I’m sure I should understand the aspect of “backwards compatibility” better. This topic did briefly arise in the last summit, with a notion that perhaps as long as “obsolete” concepts could be structured into a new concept, that concepts might be deprecated and made obsolete.
I’m certainly an advocate of removing say the IfcRoot inheritance of relationships The non-permanent GUIDs
Is there any resources or explanations that explain exactly what the requirements are around backwards compatibility?
Many interesting thoughts, well worth considering for #IFC5, but keep in mind that #IFC is also an archival format that needs backwards compatibility - In Norway it is even formally National Archives accepted (see §5-17 litra j in this regulation: https://lovdata.no/dokument/SF/forskrift/2017-12-19-2286 …)
I don’t know about current topics inside the MSG & ISG, and wasn’t in last summit, but I think IFC at the moment has two vital issues:
One is related to its structure which one of the main issues is “backwards compatibility”
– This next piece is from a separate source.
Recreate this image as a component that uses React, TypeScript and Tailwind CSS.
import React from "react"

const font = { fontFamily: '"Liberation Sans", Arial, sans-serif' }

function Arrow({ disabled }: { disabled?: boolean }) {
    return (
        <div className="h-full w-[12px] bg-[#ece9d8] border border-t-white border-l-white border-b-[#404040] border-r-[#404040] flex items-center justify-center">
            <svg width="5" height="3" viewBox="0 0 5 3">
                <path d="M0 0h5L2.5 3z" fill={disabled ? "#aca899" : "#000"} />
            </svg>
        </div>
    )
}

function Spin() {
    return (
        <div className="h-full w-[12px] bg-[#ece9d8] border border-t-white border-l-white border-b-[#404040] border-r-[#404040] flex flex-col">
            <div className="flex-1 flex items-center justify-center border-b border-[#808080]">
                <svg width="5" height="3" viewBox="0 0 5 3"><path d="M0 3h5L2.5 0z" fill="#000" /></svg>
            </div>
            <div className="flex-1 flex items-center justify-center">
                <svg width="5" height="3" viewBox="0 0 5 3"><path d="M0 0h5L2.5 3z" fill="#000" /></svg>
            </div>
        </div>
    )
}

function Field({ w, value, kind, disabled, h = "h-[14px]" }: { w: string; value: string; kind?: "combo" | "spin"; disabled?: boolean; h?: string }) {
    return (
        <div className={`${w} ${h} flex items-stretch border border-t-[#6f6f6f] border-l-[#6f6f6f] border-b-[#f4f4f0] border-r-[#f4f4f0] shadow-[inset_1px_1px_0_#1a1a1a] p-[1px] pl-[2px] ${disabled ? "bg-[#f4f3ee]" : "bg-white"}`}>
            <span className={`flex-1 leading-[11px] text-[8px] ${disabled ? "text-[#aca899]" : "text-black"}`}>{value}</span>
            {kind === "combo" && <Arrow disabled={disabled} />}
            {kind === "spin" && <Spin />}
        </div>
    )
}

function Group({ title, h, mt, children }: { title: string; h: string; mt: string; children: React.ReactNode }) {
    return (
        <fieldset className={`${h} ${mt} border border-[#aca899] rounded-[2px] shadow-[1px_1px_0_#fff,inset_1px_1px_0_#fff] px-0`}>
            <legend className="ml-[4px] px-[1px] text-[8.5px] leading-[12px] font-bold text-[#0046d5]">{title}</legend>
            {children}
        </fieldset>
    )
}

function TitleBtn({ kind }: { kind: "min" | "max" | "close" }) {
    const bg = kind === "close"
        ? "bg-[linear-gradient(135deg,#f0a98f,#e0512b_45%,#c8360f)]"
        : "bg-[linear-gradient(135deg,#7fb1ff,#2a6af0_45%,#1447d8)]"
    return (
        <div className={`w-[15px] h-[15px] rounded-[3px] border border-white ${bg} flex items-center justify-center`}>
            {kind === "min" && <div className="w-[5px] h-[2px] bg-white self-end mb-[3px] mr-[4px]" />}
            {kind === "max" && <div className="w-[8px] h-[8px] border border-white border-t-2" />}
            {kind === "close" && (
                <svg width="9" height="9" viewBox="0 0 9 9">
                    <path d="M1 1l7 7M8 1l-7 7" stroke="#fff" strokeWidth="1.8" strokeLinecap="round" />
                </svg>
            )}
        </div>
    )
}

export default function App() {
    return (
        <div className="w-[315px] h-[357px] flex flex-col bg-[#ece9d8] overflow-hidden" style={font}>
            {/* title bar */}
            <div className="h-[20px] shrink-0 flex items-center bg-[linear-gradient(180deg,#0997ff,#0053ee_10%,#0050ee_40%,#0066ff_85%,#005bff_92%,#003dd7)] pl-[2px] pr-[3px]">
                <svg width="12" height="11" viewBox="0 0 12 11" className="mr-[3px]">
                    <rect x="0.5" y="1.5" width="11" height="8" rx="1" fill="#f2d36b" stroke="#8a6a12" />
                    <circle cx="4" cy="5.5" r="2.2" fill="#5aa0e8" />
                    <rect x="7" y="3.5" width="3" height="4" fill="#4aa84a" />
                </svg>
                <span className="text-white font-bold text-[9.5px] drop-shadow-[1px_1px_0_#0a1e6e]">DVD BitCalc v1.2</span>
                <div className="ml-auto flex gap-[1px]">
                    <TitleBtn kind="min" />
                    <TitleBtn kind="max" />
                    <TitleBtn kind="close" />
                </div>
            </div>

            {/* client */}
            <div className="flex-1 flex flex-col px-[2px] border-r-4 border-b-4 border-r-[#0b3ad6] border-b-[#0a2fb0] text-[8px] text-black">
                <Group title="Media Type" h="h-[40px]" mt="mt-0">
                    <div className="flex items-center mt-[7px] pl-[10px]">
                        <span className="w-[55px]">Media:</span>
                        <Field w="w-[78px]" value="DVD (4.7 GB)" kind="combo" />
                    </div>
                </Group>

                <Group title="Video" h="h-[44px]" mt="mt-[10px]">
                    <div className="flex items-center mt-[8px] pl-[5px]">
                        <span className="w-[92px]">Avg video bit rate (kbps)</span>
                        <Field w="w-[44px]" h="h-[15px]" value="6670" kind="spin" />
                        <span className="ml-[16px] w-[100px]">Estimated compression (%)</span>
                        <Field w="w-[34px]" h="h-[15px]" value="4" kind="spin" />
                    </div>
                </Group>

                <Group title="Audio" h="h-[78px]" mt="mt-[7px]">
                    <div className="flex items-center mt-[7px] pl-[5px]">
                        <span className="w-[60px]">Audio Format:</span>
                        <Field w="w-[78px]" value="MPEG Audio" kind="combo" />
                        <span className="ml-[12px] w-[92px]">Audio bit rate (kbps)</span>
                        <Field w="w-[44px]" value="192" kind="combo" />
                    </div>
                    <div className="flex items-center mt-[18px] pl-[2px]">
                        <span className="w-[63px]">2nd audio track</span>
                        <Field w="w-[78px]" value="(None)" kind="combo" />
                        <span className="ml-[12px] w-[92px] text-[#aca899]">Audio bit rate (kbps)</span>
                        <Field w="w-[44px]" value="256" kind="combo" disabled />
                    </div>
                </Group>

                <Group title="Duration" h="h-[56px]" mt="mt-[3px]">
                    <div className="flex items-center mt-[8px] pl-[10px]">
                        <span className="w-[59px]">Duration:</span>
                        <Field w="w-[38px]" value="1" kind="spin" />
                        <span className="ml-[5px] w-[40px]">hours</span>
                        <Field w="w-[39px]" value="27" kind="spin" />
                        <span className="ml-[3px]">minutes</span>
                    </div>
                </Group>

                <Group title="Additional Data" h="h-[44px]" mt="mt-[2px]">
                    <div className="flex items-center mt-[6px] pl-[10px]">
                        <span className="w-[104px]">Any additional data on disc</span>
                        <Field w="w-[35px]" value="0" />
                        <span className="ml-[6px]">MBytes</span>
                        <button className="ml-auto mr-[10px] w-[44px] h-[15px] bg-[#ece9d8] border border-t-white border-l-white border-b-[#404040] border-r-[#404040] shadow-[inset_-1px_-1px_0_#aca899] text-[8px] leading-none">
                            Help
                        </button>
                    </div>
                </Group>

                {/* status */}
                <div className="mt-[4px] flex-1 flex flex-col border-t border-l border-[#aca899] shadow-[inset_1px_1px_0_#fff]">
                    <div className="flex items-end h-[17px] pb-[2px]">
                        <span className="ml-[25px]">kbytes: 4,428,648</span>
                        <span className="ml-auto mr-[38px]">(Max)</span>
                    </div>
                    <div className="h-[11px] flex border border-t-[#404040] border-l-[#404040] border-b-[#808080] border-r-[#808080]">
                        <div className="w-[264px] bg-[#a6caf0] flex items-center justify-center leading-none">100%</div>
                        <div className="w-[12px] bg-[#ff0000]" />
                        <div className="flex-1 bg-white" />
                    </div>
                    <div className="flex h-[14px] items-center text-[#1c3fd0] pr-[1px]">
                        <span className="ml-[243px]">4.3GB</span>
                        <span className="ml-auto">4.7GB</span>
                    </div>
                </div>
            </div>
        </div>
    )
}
The second is about the data/information exchange, which fortunately @Moult shared the part of the issue in his insights
But this is just a small part of the whole picture
I think the MSG & ISG teams should focus on two areas, one is related to IFC and one to IfcDoc
I will share my insights in the near future, after submitting articles in Automation in Construction journal
Currently there isn’t a single vendor who has stellar IFC support for all features - therefore even current compatibility is lacking, let alone backwards compatibility.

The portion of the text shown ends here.